Water Plant Treatment: Key Unit Processes, Upgrades That Deliver ROI, and Operator Priorities

Municipal utilities, plant engineers, and operators face aging assets, tighter permits, and rising energy and chemical costs, so water plant treatment investments must produce measurable operational and financial returns. This article focuses on the unit processes that matter in practice and the upgrades that reliably deliver ROI, with ballpark capital and OPEX impacts, payback ranges, and real utility examples. You will also get an operator-centered implementation checklist, KPI templates, and a decision framework to prioritize projects that cut lifecycle cost while protecting permit compliance.
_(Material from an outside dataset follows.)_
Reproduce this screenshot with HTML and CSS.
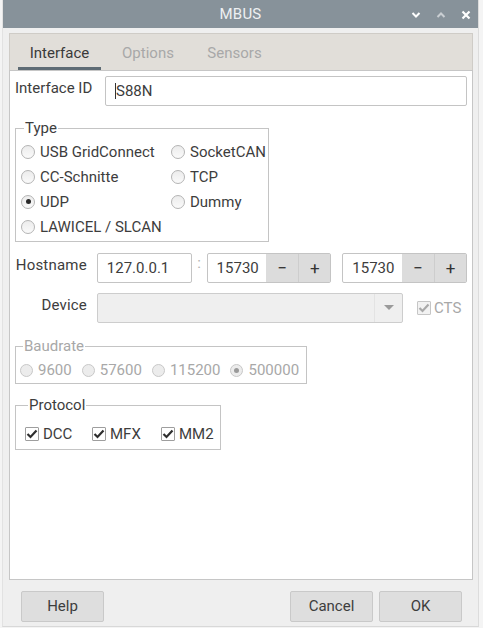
FILE: index.html
```html
<!DOCTYPE html>
<html>
<head>
<meta charset="utf-8">
<link rel="stylesheet" href="styles.css">
</head>
<body>
<div class="window">
  <div class="titlebar">
    <span class="title">MBUS</span>
    <div class="wbtns">
      <svg width="10" height="8" viewBox="0 0 10 8"><path d="M1.5 2 L5 5.5 L8.5 2" fill="none" stroke="#fff" stroke-width="2"/></svg>
      <svg width="10" height="8" viewBox="0 0 10 8"><path d="M1.5 6 L5 2.5 L8.5 6" fill="none" stroke="#c9ced2" stroke-width="2"/></svg>
      <svg width="10" height="10" viewBox="0 0 10 10"><path d="M1.5 1.5 L8.5 8.5 M8.5 1.5 L1.5 8.5" fill="none" stroke="#fff" stroke-width="2.2"/></svg>
    </div>
  </div>
  <div class="wbody">
    <div class="tabs">
      <div class="tabbar">
        <div class="tab active">Interface</div>
        <div class="tab">Options</div>
        <div class="tab">Sensors</div>
      </div>
      <div class="pane">
        <div class="row idrow">
          <div class="idlabel">Interface ID</div>
          <div class="input idinput"><span class="caret"></span>S88N</div>
        </div>

        <fieldset class="group typegroup">
          <legend>Type</legend>
          <div class="radiogrid">
            <label class="opt"><span class="radio"></span>USB GridConnect</label>
            <label class="opt"><span class="radio"></span>SocketCAN</label>
            <label class="opt"><span class="radio"></span>CC-Schnitte</label>
            <label class="opt"><span class="radio"></span>TCP</label>
            <label class="opt"><span class="radio checked"></span>UDP</label>
            <label class="opt"><span class="radio"></span>Dummy</label>
            <label class="opt"><span class="radio"></span>LAWICEL / SLCAN</label>
          </div>
        </fieldset>

        <div class="row hostrow">
          <div class="flabel">Hostname</div>
          <div class="input hostinput">127.0.0.1</div>
          <div class="colon">:</div>
          <div class="spin spin1">
            <div class="spinval">15730</div>
            <div class="spinbtn">&minus;</div>
            <div class="spinbtn">+</div>
          </div>
          <div class="spin spin2">
            <div class="spinval">15730</div>
            <div class="spinbtn">&minus;</div>
            <div class="spinbtn">+</div>
          </div>
        </div>

        <div class="row devrow">
          <div class="flabel">Device</div>
          <div class="combo">
            <div class="comboval"></div>
            <div class="comboarrow"><svg width="10" height="6" viewBox="0 0 10 6"><path d="M0 0 L10 0 L5 5 Z" fill="#9a9a9a"/></svg></div>
          </div>
          <label class="cts"><span class="check dis"><svg width="12" height="10" viewBox="0 0 12 10"><path d="M1.5 5 L4.5 8 L10.5 1.5" fill="none" stroke="#a9a9a9" stroke-width="2.2"/></svg></span>CTS</label>
        </div>

        <fieldset class="group baudgroup">
          <legend>Baudrate</legend>
          <div class="baudrow">
            <label class="opt"><span class="radio dis"></span>9600</label>
            <label class="opt"><span class="radio dis"></span>57600</label>
            <label class="opt"><span class="radio dis"></span>115200</label>
            <label class="opt"><span class="radio dis checked"></span>500000</label>
          </div>
        </fieldset>

        <fieldset class="group protogroup">
          <legend>Protocol</legend>
          <div class="protorow">
            <label class="opt"><span class="check"><svg width="12" height="10" viewBox="0 0 12 10"><path d="M1.5 5 L4.5 8 L10.5 1.5" fill="none" stroke="#2e2e2e" stroke-width="2.2"/></svg></span>DCC</label>
            <label class="opt"><span class="check"><svg width="12" height="10" viewBox="0 0 12 10"><path d="M1.5 5 L4.5 8 L10.5 1.5" fill="none" stroke="#2e2e2e" stroke-width="2.2"/></svg></span>MFX</label>
            <label class="opt"><span class="check"><svg width="12" height="10" viewBox="0 0 12 10"><path d="M1.5 5 L4.5 8 L10.5 1.5" fill="none" stroke="#2e2e2e" stroke-width="2.2"/></svg></span>MM2</label>
          </div>
        </fieldset>
      </div>
    </div>
    <div class="buttons">
      <div class="btn">Help</div>
      <div class="spacer"></div>
      <div class="btn">Cancel</div>
      <div class="btn">OK</div>
    </div>
  </div>
</div>
</body>
</html>
```

FILE: styles.css
```css
* { box-sizing: border-box; }
html, body { margin: 0; padding: 0; }
body {
  width: 483px;
  height: 628px;
  background: #f4f4f4;
  font-family: Roboto, "Liberation Sans", sans-serif;
  font-size: 15px;
  color: #3d3d3d;
  overflow: hidden;
}
.window {
  margin-left: 2px;
  width: 477px;
  height: 627px;
  background: #efefef;
  border-left: 1px solid #e2e2e2;
  border-right: 1px solid #dcdcdc;
  border-bottom: 1px solid #d8d8d8;
  display: flex;
  flex-direction: column;
}
.titlebar {
  height: 28px;
  background: #87929a;
  display: flex;
  align-items: center;
  justify-content: center;
  position: relative;
  color: #eef0f2;
}
.title { font-size: 15px; letter-spacing: 0.2px; }
.wbtns {
  position: absolute;
  right: 7px;
  top: 10px;
  display: flex;
  gap: 15px;
  align-items: center;
}
.wbody {
  flex: 1;
  padding: 5px 5px 0 6px;
  display: flex;
  flex-direction: column;
}
.tabs { display: flex; flex-direction: column; }
.tabbar {
  height: 37px;
  background: #e1ded9;
  border: 1px solid #cfccc7;
  border-bottom: none;
  display: flex;
  padding-left: 8px;
}
.tab {
  text-align: center;
  padding-top: 2px;
  line-height: 34px;
  height: 36px;
  color: #a8a8a8;
  border-bottom: 3px solid transparent;
}
.tab.active {
  color: #3a3a3a;
  border-bottom-color: #5e6b74;
  width: 83px;
}
.tab:nth-child(2) { width: 94px; }
.tab:nth-child(3) { width: 79px; }
.pane {
  height: 510px;
  background: #fff;
  border: 1px solid #c6c6c6;
  padding: 5px 5px 0 5px;
}
.row { display: flex; align-items: center; }
.idrow { align-items: flex-start; }
.idlabel { width: 90px; padding-top: 3px; line-height: 18px; }
.input {
  height: 30px;
  border: 1px solid #c4c4c4;
  background: #fff;
  border-radius: 2px;
  padding-left: 9px;
  display: flex;
  align-items: center;
}
.idinput { width: 362px; position: relative; padding-left: 10px; }
.caret {
  display: inline-block;
  width: 1px;
  height: 16px;
  background: #333;
  position: absolute;
  left: 9px;
  top: 6px;
}
.group {
  margin: 0;
  padding: 0;
  border: 1px solid #c4c4c4;
  border-radius: 0;
  min-width: 0;
}
.group legend {
  padding: 0 1px;
  margin-left: 3px;
  line-height: 16px;
}
.typegroup { margin-top: 14px; width: 254px; padding: 3px 0 2px 5px; }
.radiogrid {
  display: grid;
  grid-template-columns: 150px 98px;
  grid-auto-rows: 25px;
}
.opt { display: flex; align-items: center; white-space: nowrap; }
.radio {
  width: 14px;
  height: 14px;
  border-radius: 50%;
  border: 1px solid #b4b4b4;
  background: linear-gradient(#ececec, #fafafa);
  margin-right: 5px;
  position: relative;
  flex: none;
}
.radio.checked::after {
  content: "";
  position: absolute;
  left: 3.5px;
  top: 3.5px;
  width: 5px;
  height: 5px;
  border-radius: 50%;
  background: #2a2a2a;
}
.radio.dis { border-color: #c8c8c8; background: #ececec; }
.radio.dis.checked::after { background: #9a9a9a; }
.hostrow { margin-top: 11px; }
.flabel {
  width: 72px;
  text-align: right;
  margin-right: 10px;
  padding-bottom: 7px;
  letter-spacing: 0.2px;
}
.hostinput { width: 95px; }
.colon { width: 15px; text-align: center; color: #b0b0b0; margin-top: -10px; }
.spin {
  height: 30px;
  border: 1px solid #c4c4c4;
  border-radius: 2px;
  display: flex;
  background: #fff;
}
.spin1 { width: 125px; }
.spin2 { width: 125px; margin-left: 11px; }
.spinval { flex: 1; padding-left: 9px; line-height: 28px; }
.spinbtn {
  width: 32px;
  background: #dcdcdc;
  border-left: 1px solid #cdcdcd;
  text-align: center;
  line-height: 28px;
  font-size: 17px;
  color: #333;
}
.spin .spinbtn:nth-child(2) { border-left: none; }
.devrow { margin-top: 10px; }
.combo {
  width: 306px;
  height: 30px;
  background: #efefef;
  border: 1px solid #cdcdcd;
  border-radius: 2px;
  display: flex;
}
.comboval { flex: 1; }
.comboarrow {
  width: 28px;
  display: flex;
  align-items: center;
  justify-content: center;
  border-left: 1px solid #e3e3e3;
}
.cts { margin-left: 14px; color: #a8a8a8; display: flex; align-items: center; }
.check {
  width: 14px;
  height: 14px;
  border: 1px solid #9e9e9e;
  background: #fff;
  border-radius: 1px;
  margin-right: 4px;
  display: flex;
  align-items: center;
  justify-content: center;
  flex: none;
}
.check.dis { border-color: #c6c6c6; background: #f2f2f2; margin-right: 3px; }
.baudgroup {
  margin-top: 15px;
  width: 292px;
  color: #a8a8a8;
  padding: 6px 0 3px 4px;
}
.baudrow { display: flex; height: 20px; }
.baudrow .opt { margin-right: 10px; }
.baudrow .radio { width: 13px; height: 13px; margin-right: 5px; }
.baudrow .radio.checked::after { left: 3px; top: 3px; }
.protogroup {
  margin-top: 13px;
  width: 206px;
  padding: 11px 0 5px 9px;
}
.protorow { display: flex; height: 20px; }
.protorow .opt:nth-child(1) { width: 67px; }
.protorow .opt:nth-child(2) { width: 69px; }
.buttons {
  display: flex;
  padding: 11px 11px 0 12px;
  gap: 6px;
}
.spacer { flex: 1; }
.btn {
  width: 83px;
  height: 31px;
  background: #dedede;
  border: 1px solid #c9c9c9;
  border-radius: 2px;
  text-align: center;
  line-height: 29px;
}
```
1. Core Unit Processes and the Metrics That Matter

Core point: upgrades only perform as well as the unit processes they sit on top of. Operators and engineers must quantify what the process actually delivers today before sizing or justifying changes. Start with steady state flows, peak hourly flows, and a validated 12 month loading profile.

Key unit metrics to capture

Headworks and screening: Capture screen opening size (typically 3 to 6 mm for fine screening), approach velocity (around 0.6 m/s), and percent bypass during peak storms. High bypass frequency is a simple red flag for downstream upsets and grit carryover.

Grit removal and primary sedimentation: Measure grit capture rate (mm per cubic meter), primary clarifier detention time (usually 1.5 to 3 hours), and primary TSS/BOD removal (typical ranges: 30 to 50 percent TSS, 25 to 40 percent BOD). Excessive grit in sludge raises wear on pumps and dewatering equipment and increases polymer needs.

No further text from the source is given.